For his part, Sharma thinks Taylor-Foster’s drive is good, to a point.
“He has got more things going on right now than you could just imagine,” he said. “He’s got a full-time job, he’s doing contract work for people, he’s building two games, and he’s on the board of the [Worcester Game Pile]. My last comment to him was ‘Dude, you’re going to break yourself.’ ’Cause I’ve worked hard, I know what it looks like; it’s way past that. He is driven like no other.”
But he sees a bright future for the budding entrepreneur.
“Rejon has the personality,” Sharma said. “He’s going to be an entrepreneur. He’s not going to work for somebody.
“He wants to build an empire. He thinks big, he’s got really big thoughts, and the most impressive part about him is that he does things for the appropriate level of his abilities right now. Most people who have the grand visions that Rejon tends to have, they start with the biggest idea and they get stuck there until they become disappointed and bitter.”
Drive, personality and perspective are the keys to Taylor-Foster’s success.
“I try to stay humble,” he said. “Being humble is super important. I just need to do better, I need to do me, I need to become a better developer, I wanna do good things that don’t stop me.”
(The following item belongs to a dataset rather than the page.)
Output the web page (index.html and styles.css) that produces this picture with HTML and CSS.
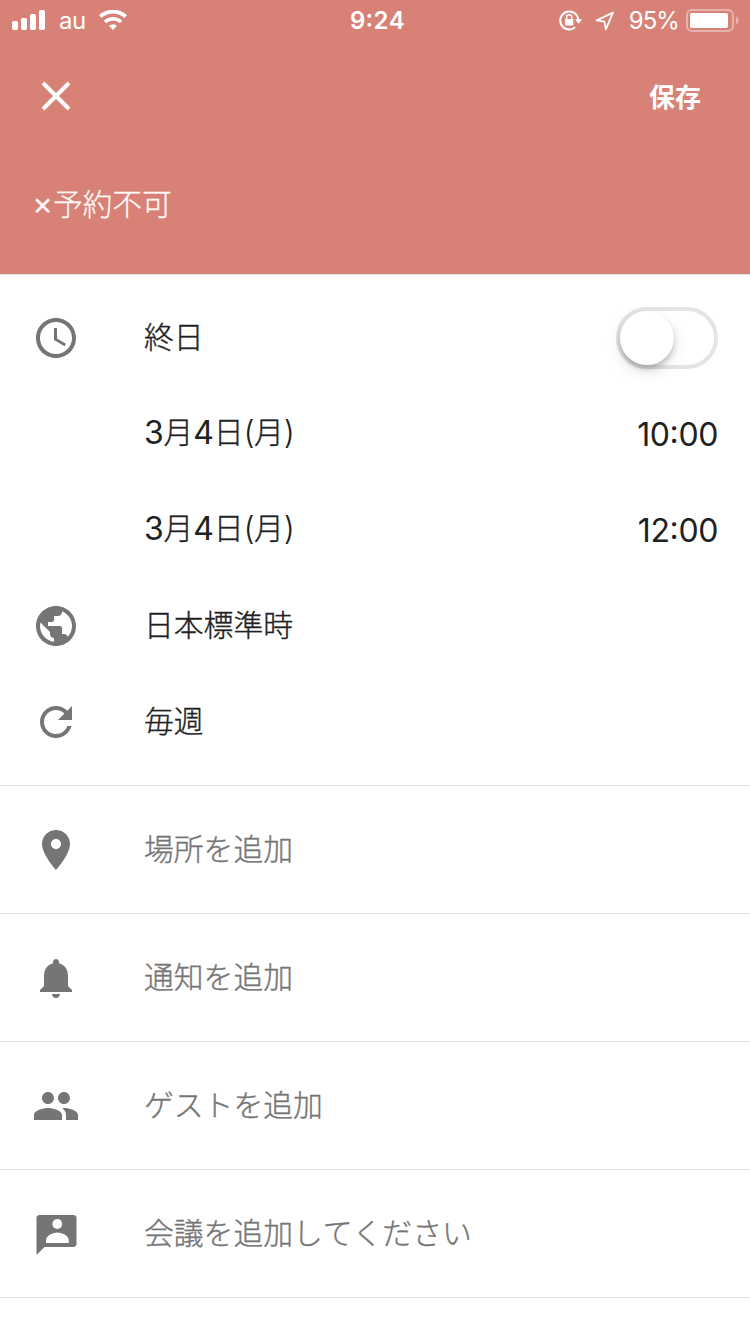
FILE: index.html
```html
<!DOCTYPE html>
<html lang="ja">
<head>
    <meta charset="UTF-8">
    <meta name="viewport" content="width=device-width, initial-scale=1.0">
    <title>予定の編集</title>
    <link rel="stylesheet" href="styles.css">
</head>
<body>
    <header class="header">
        <div class="status-bar">
            <div class="status-left">
                <svg class="signal" width="34" height="20" viewBox="0 0 34 20" fill="#fff">
                    <rect x="0" y="11" width="6" height="9" rx="1.7"/>
                    <rect x="9" y="8" width="6" height="12" rx="1.7"/>
                    <rect x="18" y="4" width="6" height="16" rx="1.7"/>
                    <rect x="27" y="0" width="6" height="20" rx="1.7"/>
                </svg>
                <span class="carrier">au</span>
                <svg class="wifi" width="28" height="20" viewBox="0 0 28 20">
                    <path d="M1.3 6.7a18.3 18.3 0 0 1 25.4 0" fill="none" stroke="#fff" stroke-width="3.8"/>
                    <path d="M6 12a11.6 11.6 0 0 1 16 0" fill="none" stroke="#fff" stroke-width="3.6"/>
                    <path d="M9.9 15.8a6 6 0 0 1 8.2 0L14 20z" fill="#fff"/>
                </svg>
            </div>
            <div class="clock">9:24</div>
            <div class="status-right">
                <svg class="lock" width="24" height="22" viewBox="0 0 24 22">
                    <path d="M19.3 10.2A9 9 0 1 0 16.2 17.3" fill="none" stroke="#fff" stroke-width="2"/>
                    <path d="M16 9.2h7.2l-3.6 4.6z" fill="#fff"/>
                    <rect x="6" y="9" width="8.4" height="6.4" rx="1" fill="#fff"/>
                    <path d="M7.6 9.5V7.4a2.6 2.6 0 0 1 5.2 0v2.1" fill="none" stroke="#fff" stroke-width="1.4"/>
                </svg>
                <svg class="location" width="20" height="20" viewBox="0 0 20 20">
                    <path d="M18 1.6L1.6 9.4l7.8 1.2 1.4 7.8z" fill="none" stroke="#fff" stroke-width="1.8" stroke-linejoin="round"/>
                </svg>
                <span class="percent">95%</span>
                <svg class="battery" width="54" height="24" viewBox="0 0 54 24">
                    <rect x="1" y="1" width="46" height="21" rx="5" fill="none" stroke="#fff" stroke-opacity=".4" stroke-width="2"/>
                    <rect x="4" y="4" width="38" height="15" rx="2" fill="#fff"/>
                    <path d="M50 7.5c3.6 1.6 3.6 6.4 0 8z" fill="#fff" fill-opacity=".4"/>
                </svg>
            </div>
        </div>
        <div class="toolbar">
            <svg width="48" height="48" viewBox="0 0 48 48">
                <path d="M11 11l26 26M37 11L11 37" stroke="#fff" stroke-width="4" fill="none"/>
            </svg>
            <div class="save">保存</div>
        </div>
        <div class="title"><span class="latin">×</span>予約不可</div>
    </header>

    <section class="times">
        <div class="row">
            <svg class="icon" viewBox="0 0 24 24"><path d="M11.99 2C6.47 2 2 6.48 2 12s4.47 10 9.99 10C17.52 22 22 17.52 22 12S17.52 2 11.99 2zM12 20c-4.42 0-8-3.58-8-8s3.58-8 8-8 8 3.58 8 8-3.58 8-8 8z"/><path d="M12.5 7H11v6l5.25 3.15.75-1.23-4.5-2.67z"/></svg>
            <div class="label">終日</div>
            <div class="switch"><div class="knob"></div></div>
        </div>
        <div class="row">
            <div class="icon"></div>
            <div class="label"><span class="latin">3</span>月<span class="latin">4</span>日<span class="latin paren">(</span>月<span class="latin paren">)</span></div>
            <div class="time">10:00</div>
        </div>
        <div class="row">
            <div class="icon"></div>
            <div class="label"><span class="latin">3</span>月<span class="latin">4</span>日<span class="latin paren">(</span>月<span class="latin paren">)</span></div>
            <div class="time">12:00</div>
        </div>
        <div class="row">
            <svg class="icon" viewBox="0 0 24 24"><path d="M12 2C6.48 2 2 6.48 2 12s4.48 10 10 10 10-4.48 10-10S17.52 2 12 2zm-1 17.93c-3.95-.49-7-3.85-7-7.93 0-.62.08-1.21.21-1.79L9 15v1c0 1.1.9 2 2 2v1.93zm6.9-2.54c-.26-.81-1-1.39-1.9-1.39h-1v-3c0-.55-.45-1-1-1H8v-2h2c.55 0 1-.45 1-1V7h2c1.1 0 2-.9 2-2v-.41c2.93 1.19 5 4.06 5 7.41 0 2.08-.8 3.97-2.1 5.39z"/></svg>
            <div class="label">日本標準時</div>
        </div>
        <div class="row">
            <svg class="icon" viewBox="0 0 24 24"><path d="M17.65 6.35C16.2 4.9 14.21 4 12 4c-4.42 0-7.99 3.58-7.99 8s3.57 8 7.99 8c3.73 0 6.84-2.55 7.73-6h-2.08c-.82 2.33-3.04 4-5.65 4-3.31 0-6-2.69-6-6s2.69-6 6-6c1.66 0 3.14.69 4.22 1.78L13 11h7V4l-2.35 2.35z"/></svg>
            <div class="label">毎週</div>
        </div>
    </section>

    <section class="row add">
        <svg class="icon" viewBox="0 0 24 24"><path d="M12 2C8.13 2 5 5.13 5 9c0 5.25 7 13 7 13s7-7.75 7-13c0-3.87-3.13-7-7-7zm0 9.5c-1.38 0-2.5-1.12-2.5-2.5s1.12-2.5 2.5-2.5 2.5 1.12 2.5 2.5-1.12 2.5-2.5 2.5z"/></svg>
        <div class="label">場所を追加</div>
    </section>
    <section class="row add">
        <svg class="icon" viewBox="0 0 24 24"><path d="M12 22c1.1 0 2-.9 2-2h-4c0 1.1.89 2 2 2zm6-6v-5c0-3.07-1.64-5.64-4.5-6.32V4c0-.83-.67-1.5-1.5-1.5s-1.5.67-1.5 1.5v.68C7.63 5.36 6 7.92 6 11v5l-2 2v1h16v-1l-2-2z"/></svg>
        <div class="label">通知を追加</div>
    </section>
    <section class="row add">
        <svg class="icon" viewBox="0 0 24 24"><path d="M16 11c1.66 0 2.99-1.34 2.99-3S17.66 5 16 5s-3 1.34-3 3 1.34 3 3 3zm-8 0c1.66 0 2.99-1.34 2.99-3S9.66 5 8 5 5 6.34 5 8s1.34 3 3 3zm0 2c-2.33 0-7 1.17-7 3.5V19h14v-2.5c0-2.33-4.67-3.5-7-3.5zm8 0c-.29 0-.62.02-.97.05 1.16.84 1.97 1.97 1.97 3.45V19h6v-2.5c0-2.33-4.67-3.5-7-3.5z"/></svg>
        <div class="label">ゲストを追加</div>
    </section>
    <section class="row add">
        <svg class="icon" viewBox="0 0 24 24">
            <path d="M20.8 2.5H3.7c-.8 0-1.45.65-1.45 1.45V22.5l4-4H20.8c.8 0 1.45-.65 1.45-1.45V3.95c0-.8-.65-1.45-1.45-1.45z"/>
            <circle cx="12.65" cy="7" r="2.45" fill="#fff"/>
            <path d="M7 16.5v-1.2c0-2.6 3.6-4 5.7-4s5.7 1.4 5.7 4v1.2z" fill="#fff"/>
        </svg>
        <div class="label">会議を追加してください</div>
    </section>
</body>
</html>
```
FILE: styles.css
```css
* {
    box-sizing: border-box;
}
body {
    margin: 0;
    background: #fff;
    color: #212121;
    font-family: "Noto Sans CJK JP", sans-serif;
    font-size: 29.8px;
    font-weight: 300;
    font-kerning: none;
    height: 1334px;
    overflow: hidden;
}
svg {
    display: block;
    flex: none;
}
.header {
    height: 274px;
    background: #d88176;
    color: #fff;
    box-shadow: 0 1px 1px rgba(0, 0, 0, 0.12);
}

/* status bar */
.status-bar {
    display: flex;
    align-items: center;
    height: 40px;
    padding: 0 10px 0 12px;
    font-family: Inter, sans-serif;
    font-size: 24px;
    font-weight: 400;
    line-height: 40px;
}
.status-left, .status-right {
    display: flex;
    align-items: center;
    flex: 1;
}
.status-right {
    justify-content: flex-end;
}
.carrier {
    margin: 2px 13px 0 13px;
    letter-spacing: -0.4px;
}
.clock {
    font-weight: 600;
    font-feature-settings: "case" 1;
    letter-spacing: 0.3px;
    padding: 1px 0 0 3px;
}
.lock {
    margin-top: 1px;
}
.location {
    margin: 1px 14px 0 12px;
}
.percent {
    padding-top: 2px;
    letter-spacing: -0.9px;
}
.battery {
    margin: 1px 0 0 7px;
}

.toolbar {
    display: flex;
    align-items: center;
    justify-content: space-between;
    height: 112px;
    padding: 0 49px 0 32px;
}
.save {
    padding-bottom: 2px;
    font-size: 26px;
    font-weight: 700;
}
.title {
    padding-left: 32px;
    line-height: 100px;
    letter-spacing: -0.1px;
    opacity: 0.95;
    -webkit-text-stroke: 0.3px;
}
.latin {
    font-family: Inter, sans-serif;
    font-size: 32px;
    font-weight: 400;
    letter-spacing: -0.3px;
    -webkit-text-stroke: 0;
}
.paren {
    font-weight: 300;
    letter-spacing: -0.6px;
}

/* rows */
.times {
    padding: 16px 0 15px;
}
.row {
    display: flex;
    align-items: center;
    height: 96px;
    padding: 0 32px;
}
.icon {
    width: 48px;
    height: 48px;
    margin-right: 64px;
    fill: #757575;
}
.label {
    flex: 1;
    padding-bottom: 6px;
    line-height: 48px;
    -webkit-text-stroke: 0.35px;
}
.label .latin {
    position: relative;
    top: 1px;
}
.time {
    font-family: Inter, sans-serif;
    font-size: 32px;
    font-weight: 400;
    font-feature-settings: "case" 1;
    letter-spacing: -0.4px;
}
.add {
    height: 128px;
    border-top: 1px solid #dfdfdf;
    color: #757575;
}
.add:last-child {
    height: 129px;
    border-bottom: 1px solid #dfdfdf;
}
.switch {
    width: 102px;
    height: 62px;
    border: 4px solid #e4e4e4;
    border-radius: 31px;
}
.knob {
    width: 54px;
    height: 54px;
    border-radius: 50%;
    background: #fff;
    box-shadow: 0 6px 16px rgba(0, 0, 0, 0.12), 0 4px 5px rgba(0, 0, 0, 0.18);
}
```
“If I was to give advice to somebody coming to Becker right now, it would be start now. Like right now. Any age, anybody. There are so many tools out there, so many free things out there. The world is your oyster.
“The internet is so powerful. They have these communities, they have these tools, they have these tutorials on how to do everything on the internet right now. To somebody getting into design that’s afraid of programming, I’d say don’t be afraid. Do the things you don’t like, because it’ll make you a better person overall.
“Can’t make an experience if you’ve never experienced it. You can’t be a writer if you’ve never written anything. Go out there, do the things you don’t like.”
That’s how you become a 21-year-old game designer developing a bright future.